Experimental investigation of energy storage and reuse of recovered waste heat based on thermoelectric generation

Abstract

Heat energy may be converted into electric energy via a thermoelectric generator (TEG). It is an effective method of recovering and utilizing low-grade energy. However, the output voltage of a TEG is typically too low for direct applications. A waste heat recovery system based on thermoelectric generation was developed to convert waste heat energy into electric energy for energy storage and to operate an LED car light. The variability of thermal-electrical conversion and energy distribution in different stages of the system, as well as the response characteristics of the LED car light under heating temperature fluctuations, are investigated experimentally. The performance of different energy storage components on the time-dependent output characteristics of the light is also analyzed.

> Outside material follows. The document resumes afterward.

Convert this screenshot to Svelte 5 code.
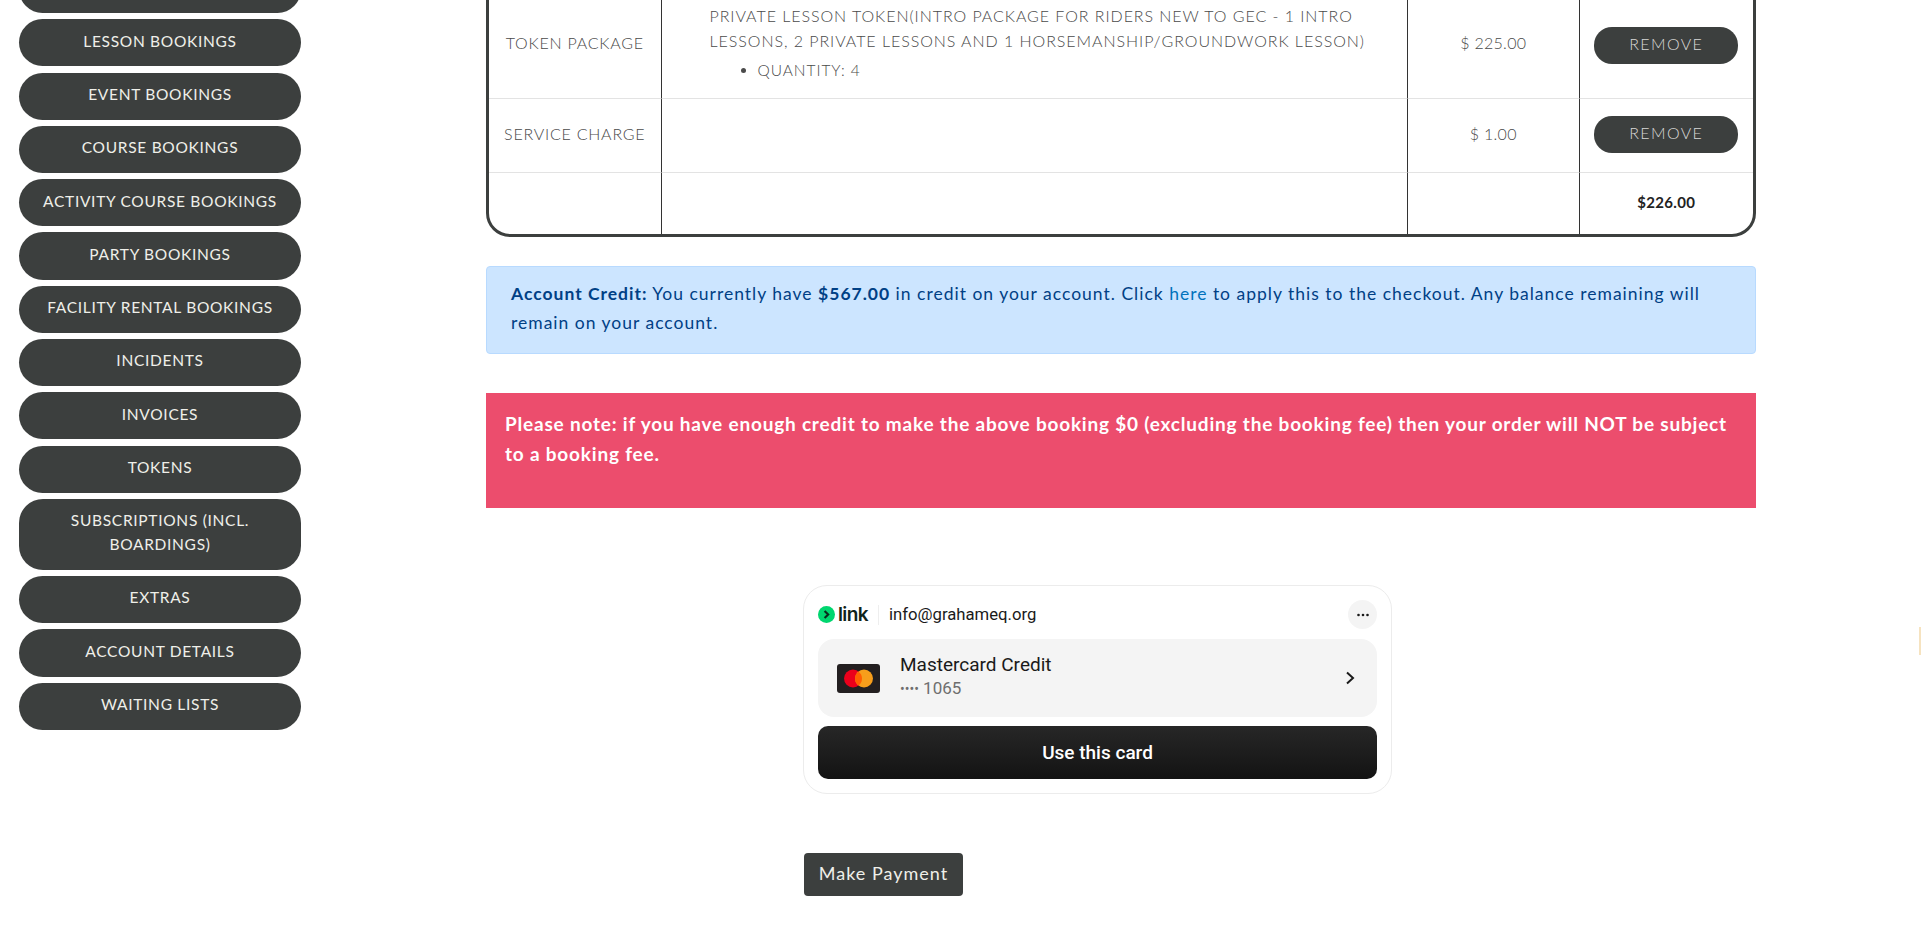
<script lang="ts">
	const navItems = [
		'Private Bookings',
		'Lesson Bookings',
		'Event Bookings',
		'Course Bookings',
		'Activity Course Bookings',
		'Party Bookings',
		'Facility Rental Bookings',
		'Incidents',
		'Invoices',
		'Tokens',
		'Subscriptions (incl. Boardings)',
		'Extras',
		'Account Details',
		'Waiting Lists',
	];
</script>

<div class="page">
	<nav class="sidebar">
		{#each navItems as item}
			<a class="pill" href="#nav">{item}</a>
		{/each}
	</nav>

	<main class="content">
		<table class="basket">
			<colgroup>
				<col class="col-type" />
				<col />
				<col class="col-price" />
				<col class="col-action" />
			</colgroup>
			<tbody>
				<tr class="row-head">
					<td></td>
					<td></td>
					<td></td>
					<td></td>
				</tr>
				<tr class="row-token">
					<td class="center label">Token Package</td>
					<td class="desc">
						Private Lesson Token(Intro package for riders new to GEC - 1 intro lessons, 2 private lessons and 1 horsemanship/groundwork lesson)
						<ul>
							<li>Quantity: 4</li>
						</ul>
					</td>
					<td class="center">$ 225.00</td>
					<td class="center"><button class="remove">Remove</button></td>
				</tr>
				<tr class="row-service">
					<td class="center label">Service Charge</td>
					<td></td>
					<td class="center">$ 1.00</td>
					<td class="center"><button class="remove">Remove</button></td>
				</tr>
				<tr class="row-total">
					<td></td>
					<td></td>
					<td></td>
					<td class="center total">$226.00</td>
				</tr>
			</tbody>
		</table>

		<div class="credit">
			<strong>Account Credit:</strong> You currently have <strong>$567.00</strong> in credit on your account. Click <a href="#here">here</a> to apply this to the checkout. Any balance remaining will remain on your account.
		</div>

		<div class="note">
			Please note: if you have enough credit to make the above booking $0 (excluding the booking fee) then your order will NOT be subject to a booking fee.
		</div>

		<section class="payment">
			<div class="link-card">
				<div class="link-head">
					<span class="link-logo">
						<svg width="17" height="17" viewBox="0 0 16 16" aria-hidden="true">
							<circle cx="8" cy="8" r="8" fill="#00d66f" />
							<path d="M6.2 4.6 9.6 8l-3.4 3.4" fill="none" stroke="#0a2a1c" stroke-width="2" />
						</svg>
						<span class="link-word">link</span>
					</span>
					<span class="link-email">info@grahameq.org</span>
					<span class="link-more" aria-hidden="true">
						<svg width="14" height="4" viewBox="0 0 14 4">
							<circle cx="2.5" cy="2" r="1.3" fill="#1a1a1a" />
							<circle cx="7" cy="2" r="1.3" fill="#1a1a1a" />
							<circle cx="11.5" cy="2" r="1.3" fill="#1a1a1a" />
						</svg>
					</span>
				</div>
				<div class="link-method">
					<svg class="mc" width="43" height="29" viewBox="0 0 43 29" aria-hidden="true">
						<rect width="43" height="29" rx="3" fill="#231f20" />
						<circle cx="16" cy="14.5" r="9" fill="#eb001b" />
						<circle cx="27" cy="14.5" r="9" fill="#f79e1b" />
						<path d="M21.5 7.38a9 9 0 0 1 0 14.24 9 9 0 0 1 0-14.24z" fill="#ff5f00" />
					</svg>
					<div class="method-text">
						<div class="method-name">Mastercard Credit</div>
						<div class="method-num"><span class="dots">••••</span> 1065</div>
					</div>
					<svg class="chev" width="10" height="16" viewBox="0 0 10 16" aria-hidden="true">
						<path d="M2 2.5 8 8l-6 5.5" fill="none" stroke="#1a1a1a" stroke-width="2" />
					</svg>
				</div>
				<button class="link-use">Use this card</button>
			</div>
			<button class="make-payment">Make Payment</button>
		</section>
	</main>

	<span class="edge-tab" aria-hidden="true"></span>
</div>

<style>
	:global(body) {
		margin: 0;
		background: #fff;
		overflow: hidden;
	}

	.page {
		display: flex;
		margin-top: -34px;
		font-family: Lato, 'Liberation Sans', sans-serif;
		color: #4a4a4a;
	}

	.sidebar {
		display: flex;
		flex: none;
		flex-direction: column;
		gap: 6.1px;
		box-sizing: border-box;
		width: 486px;
		padding: 0 0 0 19px;
	}

	.pill {
		box-sizing: border-box;
		width: 282px;
		padding: 9.4px 16px 13.8px;
		border-radius: 24px;
		background: #3c3f3e;
		color: #efefe9;
		font-size: 15.5px;
		line-height: 24px;
		letter-spacing: 0.7px;
		text-align: center;
		text-decoration: none;
		text-transform: uppercase;
	}

	.content {
		display: flex;
		flex: none;
		flex-direction: column;
		width: 1269.5px;
	}

	.basket {
		box-sizing: border-box;
		width: 100%;
		height: 269px;
		border: 3px solid #3c3f3e;
		border-spacing: 0;
		border-collapse: separate;
		border-radius: 24px;
		table-layout: fixed;
		font-size: 16px;
		font-weight: 300;
		text-transform: uppercase;
		letter-spacing: 0.3px;
	}

	.col-type {
		width: 171.5px;
	}

	.col-price {
		width: 172.5px;
	}

	.col-action {
		width: 173.5px;
	}

	.basket td {
		padding: 0 8px;
		border-top: 1px solid #e3e3e3;
		border-left: 1px solid #333;
		vertical-align: middle;
	}

	.basket td:first-child {
		border-left: 0;
	}

	.basket tr:first-child td {
		border-top: 0;
	}

	.row-head {
		height: 19px;
	}

	.row-token {
		height: 110px;
	}

	.row-service {
		height: 74px;
	}

	.row-total {
		height: 62px;
	}

	.row-token td {
		padding-bottom: 2px;
	}

	.row-service td {
		padding-bottom: 5px;
	}

	.center {
		text-align: center;
	}

	.label {
		letter-spacing: 0.77px;
	}

	.basket td.desc {
		padding: 0 30px 2px 48px;
		line-height: 25px;
		letter-spacing: 0.95px;
	}

	.desc ul {
		margin: 5px 0 0;
		padding: 0 0 0 48px;
		font-size: 15.5px;
	}

	.remove {
		display: block;
		box-sizing: border-box;
		width: 144px;
		height: 37px;
		margin: 5px auto 0;
		padding: 0 0 4px;
		border: 0;
		border-radius: 18px;
		background: #3c3f3e;
		color: #d8d8d6;
		font: inherit;
		letter-spacing: 1.4px;
		text-transform: uppercase;
	}

	.row-service .remove {
		margin-top: 2px;
	}

	.basket td.total {
		padding-bottom: 4px;
		color: #222;
		font-size: 15px;
		font-weight: 700;
	}

	.credit {
		box-sizing: border-box;
		height: 88px;
		margin-top: 29px;
		padding: 12px 24px;
		border: 1px solid #b8daff;
		border-radius: 4px;
		background: #cce5ff;
		color: #004085;
		font-size: 17.5px;
		line-height: 29px;
		letter-spacing: 1px;
	}

	.credit a {
		color: #0072bc;
		text-decoration: none;
	}

	.note {
		box-sizing: border-box;
		height: 115px;
		margin-top: 39px;
		padding: 16px 19px;
		background: #ec4d6d;
		color: #fff;
		font-size: 19px;
		font-weight: 700;
		line-height: 29.5px;
		letter-spacing: 0.8px;
	}

	.payment {
		display: flex;
		flex-direction: column;
		align-items: flex-start;
		padding: 77px 0 0 317px;
	}

	.link-card {
		display: flex;
		flex-direction: column;
		box-sizing: border-box;
		width: 589px;
		height: 209px;
		padding: 14px;
		border: 1px solid #ececec;
		border-radius: 24px;
		font-family: Roboto, 'Liberation Sans', sans-serif;
	}

	.link-head {
		display: flex;
		align-items: center;
		height: 29px;
		color: #1a1a1a;
	}

	.link-logo {
		display: flex;
		align-items: center;
		gap: 3px;
		height: 20px;
		padding-right: 10px;
		border-right: 1px solid #eee;
	}

	.link-word {
		color: #10231a;
		font-family: Inter, Roboto, sans-serif;
		font-size: 19px;
		font-weight: 600;
		letter-spacing: -0.6px;
		line-height: 20px;
	}

	.link-email {
		margin-left: 10px;
		font-size: 16.7px;
	}

	.link-more {
		display: flex;
		align-items: center;
		justify-content: center;
		width: 29px;
		height: 29px;
		margin-left: auto;
		border-radius: 50%;
		background: #f4f4f4;
	}

	.link-method {
		display: flex;
		align-items: center;
		height: 78px;
		margin-top: 10px;
		padding: 0 19px;
		border-radius: 16px;
		background: #f4f4f4;
	}

	.method-text {
		margin-top: -3px;
		margin-left: 20px;
	}

	.method-name {
		color: #1a1a1a;
		font-size: 19px;
		line-height: 24px;
	}

	.method-num {
		color: #6e6e6e;
		font-size: 17px;
		line-height: 22px;
	}

	.dots {
		font-size: 14px;
	}

	.chev {
		margin-left: auto;
		margin-right: 3px;
	}

	.link-use {
		height: 53px;
		margin-top: 9px;
		border: 0;
		border-radius: 10px;
		background: linear-gradient(#272727, #131313);
		color: #fff;
		font-family: inherit;
		font-size: 19px;
		font-weight: 500;
	}

	.make-payment {
		width: 159px;
		height: 43px;
		margin-top: 59px;
		margin-left: 1px;
		padding: 0 0 4px;
		border: 0;
		border-radius: 4px;
		background: #3c3f3e;
		color: #efefe9;
		font-family: inherit;
		font-size: 18px;
		letter-spacing: 1px;
	}

	.edge-tab {
		position: fixed;
		top: 627px;
		right: 0;
		width: 2px;
		height: 28px;
		background: #f6e3c0;
	}
</style>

The results indicate that the energy storage elements can store the energy derived from waste heat, power an LED car light independently, and buffer the power fluctuations caused by the heat source's temperature variation. The energy distribution ratio differs for different energy storage components. Lithium batteries have a high energy density and can store more electricity. The cold start of the LED car light is quick, and the illumination time is longer, but it requires more time to obtain a full charge. The supercapacitor has a sluggish cold start but a high charge and discharge speed, reducing voltage fluctuations when the waste heat recovery system is turned on for a short period. In addition, the system may be utilized to power additional low-power devices.